>> start Stored rows

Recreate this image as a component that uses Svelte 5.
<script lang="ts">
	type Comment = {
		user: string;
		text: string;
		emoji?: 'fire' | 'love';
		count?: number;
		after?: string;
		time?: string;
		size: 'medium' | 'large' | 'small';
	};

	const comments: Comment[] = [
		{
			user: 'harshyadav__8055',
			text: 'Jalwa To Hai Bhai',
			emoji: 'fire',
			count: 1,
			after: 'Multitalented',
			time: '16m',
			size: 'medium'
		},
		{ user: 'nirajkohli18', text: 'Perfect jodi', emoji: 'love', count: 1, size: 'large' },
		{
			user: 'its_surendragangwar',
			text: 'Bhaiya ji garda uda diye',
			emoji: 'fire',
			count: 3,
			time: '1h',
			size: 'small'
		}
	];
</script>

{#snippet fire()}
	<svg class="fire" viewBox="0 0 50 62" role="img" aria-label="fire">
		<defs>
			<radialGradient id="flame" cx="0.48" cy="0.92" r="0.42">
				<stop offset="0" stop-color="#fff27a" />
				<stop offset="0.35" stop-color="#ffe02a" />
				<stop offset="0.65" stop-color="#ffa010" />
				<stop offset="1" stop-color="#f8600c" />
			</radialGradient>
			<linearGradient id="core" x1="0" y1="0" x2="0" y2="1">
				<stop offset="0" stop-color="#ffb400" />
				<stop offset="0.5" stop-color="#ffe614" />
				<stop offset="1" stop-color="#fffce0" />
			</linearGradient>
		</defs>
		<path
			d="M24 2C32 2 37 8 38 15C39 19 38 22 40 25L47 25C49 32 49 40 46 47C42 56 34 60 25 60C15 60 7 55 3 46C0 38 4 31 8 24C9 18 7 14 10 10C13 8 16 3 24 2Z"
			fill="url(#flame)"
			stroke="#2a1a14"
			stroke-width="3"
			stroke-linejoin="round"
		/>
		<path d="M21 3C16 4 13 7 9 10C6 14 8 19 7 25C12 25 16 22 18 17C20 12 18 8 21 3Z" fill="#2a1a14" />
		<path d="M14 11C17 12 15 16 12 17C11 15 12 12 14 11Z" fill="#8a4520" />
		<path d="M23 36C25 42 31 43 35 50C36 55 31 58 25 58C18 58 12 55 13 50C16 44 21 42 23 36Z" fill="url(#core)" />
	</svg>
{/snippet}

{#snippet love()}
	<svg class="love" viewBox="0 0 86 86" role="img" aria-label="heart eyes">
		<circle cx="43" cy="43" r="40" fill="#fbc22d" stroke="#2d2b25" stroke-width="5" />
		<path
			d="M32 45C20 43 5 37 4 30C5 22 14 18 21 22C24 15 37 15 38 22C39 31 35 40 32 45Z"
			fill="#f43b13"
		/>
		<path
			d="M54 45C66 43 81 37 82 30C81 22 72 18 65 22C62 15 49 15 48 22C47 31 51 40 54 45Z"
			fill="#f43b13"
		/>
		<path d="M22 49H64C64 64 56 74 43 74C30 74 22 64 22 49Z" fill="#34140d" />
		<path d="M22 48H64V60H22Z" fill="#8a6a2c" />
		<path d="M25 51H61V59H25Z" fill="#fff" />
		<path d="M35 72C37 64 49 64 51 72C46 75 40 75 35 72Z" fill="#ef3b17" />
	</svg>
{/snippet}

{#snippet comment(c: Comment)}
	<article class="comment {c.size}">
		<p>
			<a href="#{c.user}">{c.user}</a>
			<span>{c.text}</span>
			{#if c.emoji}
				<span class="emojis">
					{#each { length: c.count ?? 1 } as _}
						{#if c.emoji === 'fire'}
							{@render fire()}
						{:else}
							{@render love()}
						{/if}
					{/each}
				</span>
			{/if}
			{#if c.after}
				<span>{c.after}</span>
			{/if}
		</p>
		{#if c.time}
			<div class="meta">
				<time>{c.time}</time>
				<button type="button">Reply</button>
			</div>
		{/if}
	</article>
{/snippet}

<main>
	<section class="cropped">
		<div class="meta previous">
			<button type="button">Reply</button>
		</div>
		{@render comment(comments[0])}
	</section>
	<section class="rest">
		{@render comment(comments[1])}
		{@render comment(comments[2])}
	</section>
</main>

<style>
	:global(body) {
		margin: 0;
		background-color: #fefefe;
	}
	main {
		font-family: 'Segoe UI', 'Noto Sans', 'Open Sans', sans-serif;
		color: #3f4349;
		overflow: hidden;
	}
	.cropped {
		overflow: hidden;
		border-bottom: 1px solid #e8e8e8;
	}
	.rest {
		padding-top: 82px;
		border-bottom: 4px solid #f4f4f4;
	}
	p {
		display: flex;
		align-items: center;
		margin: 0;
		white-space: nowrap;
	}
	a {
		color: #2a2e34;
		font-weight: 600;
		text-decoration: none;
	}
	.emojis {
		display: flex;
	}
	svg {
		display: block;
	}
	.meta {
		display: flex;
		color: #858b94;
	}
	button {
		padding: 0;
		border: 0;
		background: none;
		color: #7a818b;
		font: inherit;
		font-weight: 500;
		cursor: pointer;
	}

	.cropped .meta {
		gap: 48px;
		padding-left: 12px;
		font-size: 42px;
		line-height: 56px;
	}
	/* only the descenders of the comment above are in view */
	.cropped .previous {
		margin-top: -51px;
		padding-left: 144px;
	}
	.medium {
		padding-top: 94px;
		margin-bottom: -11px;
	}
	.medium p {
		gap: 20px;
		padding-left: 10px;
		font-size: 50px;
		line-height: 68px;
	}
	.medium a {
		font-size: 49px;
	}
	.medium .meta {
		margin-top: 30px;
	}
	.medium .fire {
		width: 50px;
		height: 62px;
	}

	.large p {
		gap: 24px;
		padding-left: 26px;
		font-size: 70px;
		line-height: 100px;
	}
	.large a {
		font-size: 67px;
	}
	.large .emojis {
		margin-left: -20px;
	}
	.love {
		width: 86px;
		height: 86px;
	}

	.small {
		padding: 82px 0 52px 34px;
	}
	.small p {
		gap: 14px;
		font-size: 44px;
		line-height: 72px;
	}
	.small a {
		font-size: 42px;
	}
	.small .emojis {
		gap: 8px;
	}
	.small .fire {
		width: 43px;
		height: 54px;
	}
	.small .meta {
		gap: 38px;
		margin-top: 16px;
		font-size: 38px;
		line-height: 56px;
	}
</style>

>> end Stored rows
>> start Stored rows

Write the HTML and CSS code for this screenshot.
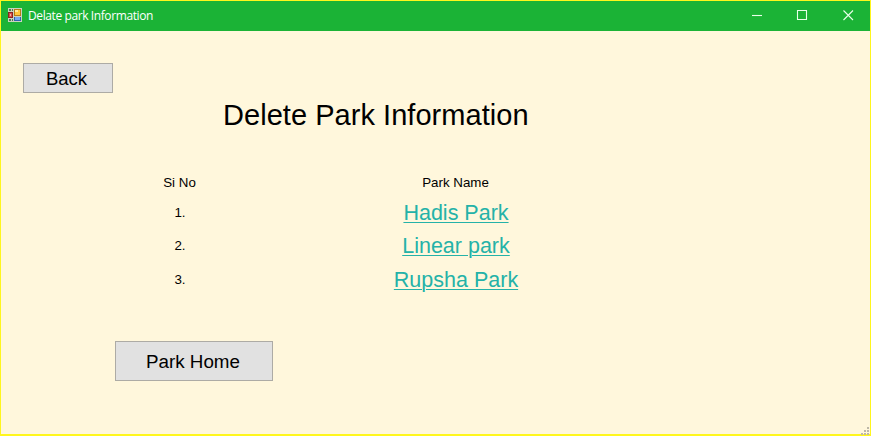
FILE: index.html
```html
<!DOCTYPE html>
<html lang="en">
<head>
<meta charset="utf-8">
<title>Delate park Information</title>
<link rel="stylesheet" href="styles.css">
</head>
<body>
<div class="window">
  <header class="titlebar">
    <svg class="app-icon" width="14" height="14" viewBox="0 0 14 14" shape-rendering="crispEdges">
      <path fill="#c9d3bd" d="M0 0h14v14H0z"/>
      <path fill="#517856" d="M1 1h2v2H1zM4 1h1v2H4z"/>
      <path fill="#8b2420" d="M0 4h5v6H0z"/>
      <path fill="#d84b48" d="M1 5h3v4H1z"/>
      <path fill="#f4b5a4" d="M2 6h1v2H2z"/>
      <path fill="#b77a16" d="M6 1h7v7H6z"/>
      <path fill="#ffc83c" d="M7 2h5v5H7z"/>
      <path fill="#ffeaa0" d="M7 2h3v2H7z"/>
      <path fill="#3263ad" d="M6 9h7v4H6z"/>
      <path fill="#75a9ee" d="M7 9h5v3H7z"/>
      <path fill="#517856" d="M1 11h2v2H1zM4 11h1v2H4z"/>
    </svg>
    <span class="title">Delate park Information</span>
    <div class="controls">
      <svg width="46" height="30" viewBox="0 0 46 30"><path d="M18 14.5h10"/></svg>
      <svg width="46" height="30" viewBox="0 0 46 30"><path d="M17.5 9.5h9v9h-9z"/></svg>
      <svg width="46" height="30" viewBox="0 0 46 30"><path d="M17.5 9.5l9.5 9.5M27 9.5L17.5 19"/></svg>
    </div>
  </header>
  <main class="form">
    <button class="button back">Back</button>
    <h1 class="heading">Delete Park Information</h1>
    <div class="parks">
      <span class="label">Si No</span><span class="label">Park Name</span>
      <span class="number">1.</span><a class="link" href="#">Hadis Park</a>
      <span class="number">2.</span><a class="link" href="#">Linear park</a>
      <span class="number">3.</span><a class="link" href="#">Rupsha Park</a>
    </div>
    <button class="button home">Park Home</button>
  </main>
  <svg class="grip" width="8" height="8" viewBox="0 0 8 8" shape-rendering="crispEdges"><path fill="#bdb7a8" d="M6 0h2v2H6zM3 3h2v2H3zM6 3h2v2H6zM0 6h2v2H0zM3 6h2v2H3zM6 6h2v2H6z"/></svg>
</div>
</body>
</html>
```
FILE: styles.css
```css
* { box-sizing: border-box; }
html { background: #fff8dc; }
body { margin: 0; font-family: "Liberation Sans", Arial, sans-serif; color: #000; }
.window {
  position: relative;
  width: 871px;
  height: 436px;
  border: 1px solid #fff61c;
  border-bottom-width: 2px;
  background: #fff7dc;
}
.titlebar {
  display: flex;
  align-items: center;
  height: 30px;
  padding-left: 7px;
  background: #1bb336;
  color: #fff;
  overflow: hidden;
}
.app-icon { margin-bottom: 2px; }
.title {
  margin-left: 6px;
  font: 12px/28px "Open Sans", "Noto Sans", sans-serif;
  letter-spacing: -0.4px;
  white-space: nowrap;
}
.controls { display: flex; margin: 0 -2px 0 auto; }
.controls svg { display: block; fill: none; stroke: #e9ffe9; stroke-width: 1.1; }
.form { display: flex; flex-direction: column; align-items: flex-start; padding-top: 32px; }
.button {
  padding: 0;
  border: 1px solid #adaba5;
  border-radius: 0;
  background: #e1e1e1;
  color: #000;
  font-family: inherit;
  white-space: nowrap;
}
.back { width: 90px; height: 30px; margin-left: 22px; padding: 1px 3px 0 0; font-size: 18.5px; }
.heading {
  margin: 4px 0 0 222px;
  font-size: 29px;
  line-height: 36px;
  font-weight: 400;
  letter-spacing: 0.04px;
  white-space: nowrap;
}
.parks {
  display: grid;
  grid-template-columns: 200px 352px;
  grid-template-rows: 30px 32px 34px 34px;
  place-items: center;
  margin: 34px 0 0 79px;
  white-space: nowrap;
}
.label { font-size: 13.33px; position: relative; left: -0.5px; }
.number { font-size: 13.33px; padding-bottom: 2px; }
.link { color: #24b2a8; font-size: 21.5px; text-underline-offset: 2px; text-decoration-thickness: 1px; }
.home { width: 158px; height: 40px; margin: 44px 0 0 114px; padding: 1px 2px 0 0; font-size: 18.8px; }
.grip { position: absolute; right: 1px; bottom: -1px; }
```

>> end Stored rows

◆ Exercise objective ◆
Pull every line containing the word "this" out of the material.

◆ Worked answer ◆
Recreate this image as a component that uses Svelte 5.
Write the HTML and CSS code for this screenshot.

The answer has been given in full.